Giving people the ability to use caps as an optional feature doesn’t force anyone to use it.
Also, you could turn things off in the inverse order they were turned on until the cap is satisfied. So all the crypto miner instances would be turned off before database backups being deleted.
I'll be honest, I think you've got an uphill battle to convince so many of us that are concerned about accidental pricing that this is exactly the thing we actually want, vs. what we feel we want. This position parrots what Vercel's leadership said when someone had a massive surprise bill, and the story made the rounds both here and elsewhere.
To be super honest, you might be right too. You might go down a huge engineering effort to build this in only for 5% of your customers to ever engage it. I think the real question is what percentage of your customers will feel better knowing that the have the choice to set those limits, and how will that comfort actually improve their trust with Fly, and cause them to choose it over another cloud provider.
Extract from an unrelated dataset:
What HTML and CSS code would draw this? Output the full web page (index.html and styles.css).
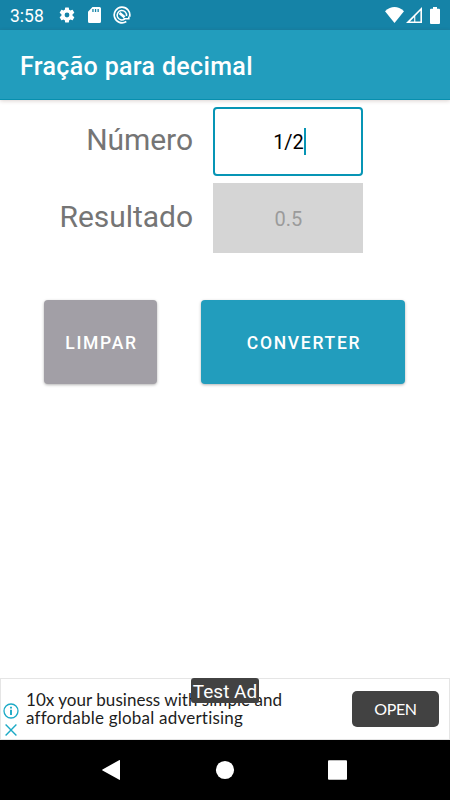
FILE: index.html
```html
<!DOCTYPE html>
<html lang="pt">
<head>
<meta charset="utf-8">
<title>Fração para decimal</title>
<link rel="stylesheet" href="styles.css">
</head>
<body>
<div class="screen">
  <div class="status">
    <span class="clock">3:58</span>
    <svg class="gear" width="18" height="18" viewBox="0 0 24 24"><path fill="#fff" d="M19.4 13a7.500 7.500 0 0 0 0-2l2.100-1.650a.5.5 0 0 0 .12-.64l-2-3.460a.5.5 0 0 0-.61-.22l-2.490 1a7.300 7.300 0 0 0-1.690-.98l-.38-2.650A.49.49 0 0 0 14 2h-4a.49.49 0 0 0-.49.42l-.38 2.650c-.61.25-1.170.59-1.690.98l-2.490-1a.49.49 0 0 0-.61.22l-2 3.460a.49.49 0 0 0 .12.64L4.570 11a7.900 7.900 0 0 0 0 2l-2.110 1.650a.5.5 0 0 0-.12.64l2 3.460c.12.22.39.3.61.22l2.490-1c.52.4 1.080.73 1.690.98l.38 2.650c.03.24.24.42.49.42h4c.25 0 .46-.18.49-.42l.38-2.650a7.700 7.700 0 0 0 1.690-.98l2.490 1c.23.09.49 0 .61-.22l2-3.460a.5.5 0 0 0-.12-.64zM12 15.200a3.200 3.200 0 1 1 0-6.400 3.200 3.200 0 0 1 0 6.400z"/></svg>
    <svg class="sd" width="13" height="16" viewBox="0 0 13 16"><path fill="#fff" fill-rule="evenodd" d="M4.500 0H11.500Q13 0 13 1.500V14.500Q13 16 11.500 16H1.500Q0 16 0 14.500V4.800zM4.300 2V5H5.600V2zM6.900 2V5H8.200V2zM9.500 2V5H10.800V2z"/></svg>
    <svg class="debug" width="18" height="18" viewBox="0 0 18 18" fill="none" stroke="#fff"><path stroke-width="1.700" d="M13.300 15.500A7.800 7.800 0 1 1 16.600 10.800"/><path stroke-width="1.500" d="M11.800 12.900A4.700 4.700 0 1 1 13.500 10"/><path stroke-width="2.800" d="M6.500 7L11.600 11.300"/><path stroke-width="1.600" d="M10.500 12.800H15.800V10.500"/></svg>
    <svg class="wifi" width="19" height="16" viewBox="0 0 19 16"><path fill="#fff" d="M0 4.200Q9.500-4 19 4.200L9.500 16z"/></svg>
    <svg class="signal" width="16" height="16" viewBox="0 0 16 16"><path fill="#fff" d="M16 0V16H0z"/><path fill="#1583a7" d="M4 14.400L8.200 10.200V14.400zM9.300 9V14.400H14.400V3.800z"/></svg>
    <svg class="battery" width="10" height="17" viewBox="0 0 10 17"><path fill="#fff" d="M3 0H7V1.800H9Q10 1.800 10 2.800V16Q10 17 9 17H1Q0 17 0 16V2.800Q0 1.800 1 1.800H3z"/></svg>
  </div>
  <header class="appbar"><h1>Fração para decimal</h1></header>
  <main class="content">
    <div class="form">
      <span class="label">Número</span>
      <div class="field active"><span>1/2</span><i class="caret"></i></div>
      <span class="label">Resultado</span>
      <div class="field result"><span>0.5</span></div>
    </div>
    <div class="actions">
      <button class="btn clear">LIMPAR</button>
      <button class="btn convert">CONVERTER</button>
    </div>
  </main>
  <section class="ad">
    <div class="adicons">
      <svg width="16" height="16" viewBox="0 0 16 16" fill="none" stroke="#1caac6"><circle cx="8" cy="8" r="7" stroke-width="1.300"/><path stroke-width="1.900" d="M8 3.700V5.500M8 6.700V12"/></svg>
      <svg width="16" height="16" viewBox="0 0 16 16" fill="none" stroke="#1caac6" stroke-width="1.400"><path d="M2.600 2.600L13.400 13.400M13.400 2.600L2.600 13.400"/></svg>
    </div>
    <div class="adtext"><div class="line1">10x your business with simple and</div><div class="line2">affordable global advertising</div></div>
    <button class="open">OPEN</button>
    <span class="testad">Test Ad</span>
  </section>
  <nav class="nav">
    <svg width="20" height="22" viewBox="0 0 20 22"><path fill="#fff" d="M17.500 1Q18 .8 18 1.500V20.500Q18 21.200 17.300 20.800L.5 11.600Q-.2 11 .5 10.400z"/></svg>
    <svg width="20" height="20" viewBox="0 0 20 20"><circle cx="10" cy="10" r="9.100" fill="#fff"/></svg>
    <svg width="20" height="20" viewBox="0 0 20 20"><rect x="0" y=".3" width="19" height="19.400" rx="1" fill="#fff"/></svg>
  </nav>
</div>
</body>
</html>
```
FILE: styles.css
```css
* { box-sizing: border-box; }
body { margin: 0; font-family: Roboto, sans-serif; background: #fff; }
svg { display: block; flex: none; }
button { border: 0; padding: 0; font-family: inherit; }
.screen { width: 450px; height: 800px; display: flex; flex-direction: column; overflow: hidden; }
.status { height: 30px; flex: none; display: flex; align-items: center; background: #1583a7; padding: 0 10px; color: #fff; }
.clock { width: 48px; font-size: 17.500px; line-height: 30px; padding-top: 2px; }
.sd { margin-left: 12px; }
.debug { margin-left: 12px; }
.wifi { margin-left: auto; }
.signal { margin-left: 2px; }
.battery { margin-left: 8px; }
.appbar { height: 70px; flex: none; display: flex; align-items: center; padding-left: 20px; background: #229dbd; border-bottom: 1px solid #078fae; box-shadow: 0 1px 4px rgba(70, 30, 20, .2); }
h1 { margin: 4px 0 0; font-size: 25px; line-height: 30px; font-weight: 500; letter-spacing: .34px; color: #fff; white-space: nowrap; }
.content { flex: 1; padding-top: 7px; }
.form { display: grid; grid-template-columns: 193px 150px; column-gap: 20px; grid-template-rows: 69px 70px; row-gap: 7px; }
.label { display: flex; align-items: center; justify-content: flex-end; font-size: 30px; letter-spacing: -.05px; color: #757575; padding-bottom: 4px; }
.field { display: flex; align-items: center; justify-content: center; font-size: 20px; color: #000; }
.active { border: 2px solid #0795b5; border-radius: 4px; padding-left: 1px; }
.caret { width: 2px; height: 27px; background: #0795b5; margin-right: -2px; }
.result { background: #d5d5d5; color: #9b9b9b; padding: 1px 0 0 1px; }
.actions { display: flex; padding: 47px 0 0 44px; gap: 44px; }
.btn { height: 84px; border-radius: 4px; font-size: 17.500px; font-weight: 500; color: #fff; letter-spacing: 1.700px; padding: 2px 0 0 2px; box-shadow: 0 1px 3px rgba(0, 0, 0, .3); }
.clear { width: 113px; background: #a29fa6; }
.convert { width: 204px; background: #229dbd; }
.ad { position: relative; height: 62px; flex: none; display: flex; align-items: center; border: 1px solid #e5e5e5; background: #fff; }
.adicons { width: 25px; padding: 22px 0 0 2px; display: flex; flex-direction: column; gap: 3px; }
.adtext { flex: 1; margin-top: -1px; font-family: Lato, sans-serif; font-size: 17px; line-height: 18px; letter-spacing: .04px; font-variant-ligatures: none; color: #1d1d1d; white-space: nowrap; }
.line2 { letter-spacing: .22px; }
.open { width: 87px; height: 36px; margin: -1px 10px 0 0; border-radius: 5px; background: #424242; color: #fff; font: 400 16px/36px Lato, sans-serif; letter-spacing: -.4px; }
.testad { position: absolute; left: 190px; top: -1px; width: 68px; height: 25px; line-height: 27px; font-size: 19px; text-align: center; border-radius: 3px; background: #424242; color: #fff; white-space: nowrap; }
.nav { height: 60px; flex: none; display: flex; align-items: center; justify-content: space-between; padding: 0 102px; background: #000; }
```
It may end up being a lot like this feature we had in a platform that I used to support. It had a just-in-time analytics pipeline that at one point required tens of thousands of dollars in compute, storage and network hardware alone to function. Based on our analytics, it was barely used compared to the usage of the rest of our app, which made the zounds of resources and fairly frequent support attention it needed feel silly in comparison, so I advocated to sunset it. Product assured me that, regardless of how silly it might be to continue supporting this feature, it was a dealmaker, and losing it would be a dealbreaker.
So yeah, y'all might be right in that the majority of your customers don't actually want it. But maybe what they do need is to know that it's there, ready for them if they ever need to engage with it.
> You might go down a huge engineering effort to build this
This is an overlooked issue: billing caps are hard to implement and will likely incur losses for the cloud company that does.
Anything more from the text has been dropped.